Hytera
to
Aquire
Norsat
March 27, 2017
Norsat International Inc. has entered into an arrangement agreement (the “Arrangement Agreement”) with Hytera Project Corp. (“Hytera”) a subsidiary of Hytera Communications Co., Ltd. pursuant to which Hytera will acquire all the issued and outstanding shares of Norsat for $10.25 in United States dollars (“USD”) in cash per share, pursuant to a court-approved plan of arrangement (the “Arrangement”). All unexercised options and restricted share units will also be acquired under the Arrangement. The proposed transaction values Norsat at an equity value of approximately $62 million USD.
As previously disclosed by Norsat on March 17, 2017, Privet Fund Management LLP (“Privet”) submitted a non-binding letter of interest to acquire the Company for cash consideration of $10.25 USD per share subject to due diligence, financing, the completion of a definitive agreement and other conditions. At that time, Norsat and Hytera were in exclusivity with respect to a possible transaction. Based on Hytera’s offer of the same cash consideration as indicated in Privet’s non-binding letter of interest, with no further due diligence, no financing conditions and the synergies between Norsat and Hytera including but not limited to a greater global sales presence, access to additional markets and research and development collaboration, the Independent Directors of Norsat’s Board of Directors (the “Board”) decided to proceed with the Arrangement Agreement.
“After discussions with multiple parties and a comprehensive review of several indications of interest with respect to a strategic transaction, we are very pleased to have reached an agreement with Hytera. We believe this all-cash transaction offers Norsat shareholders immediate liquidity and certainty of value.
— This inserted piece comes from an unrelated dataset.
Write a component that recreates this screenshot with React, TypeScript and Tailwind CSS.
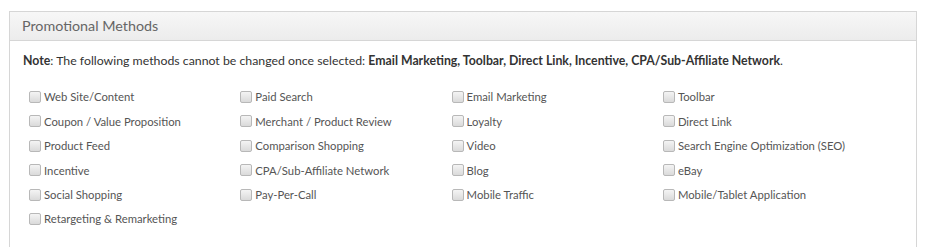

We thank our shareholders for their patience and support during the strategic review, a process that has ultimately surfaced significant value for all Norsat shareholders,” said Fabio Doninelli, Director and Chairman of the Board.
Cash Consideration and Attractive Premium – Under the Arrangement, shareholders of Norsat will receive $10.25 USD per Norsat share in cash, offering immediate liquidity and certainty of consideration. The cash consideration per share represents a premium of 62% over the unaffected trading price of the shares on the Toronto Stock Exchange, on September 16, 2016, the last trading day prior to the announcement on September 19, 2016 by Privet, a shareholder of Norsat of its interest in acquiring Norsat. The Arrangement also represents a premium of 66% over the 20-day VWAP on the Toronto Stock Exchange ending on September 16, 2016.
Independent Directors Support and Approval –The Independent Directors have unanimously determined that the Arrangement is in the best interests of Norsat and its shareholders. The Board has received opinions from its financial advisor, Raymond James Ltd., and from KPMG LLP, an independent advisor, that as of March 24, 2017 and subject to the assumptions, limitations and qualifications set forth herein, the consideration to be received by shareholders of Norsat pursuant to the Arrangement Agreement is fair, from a financial point of view, to shareholders of Norsat (the “Fairness Opinions”).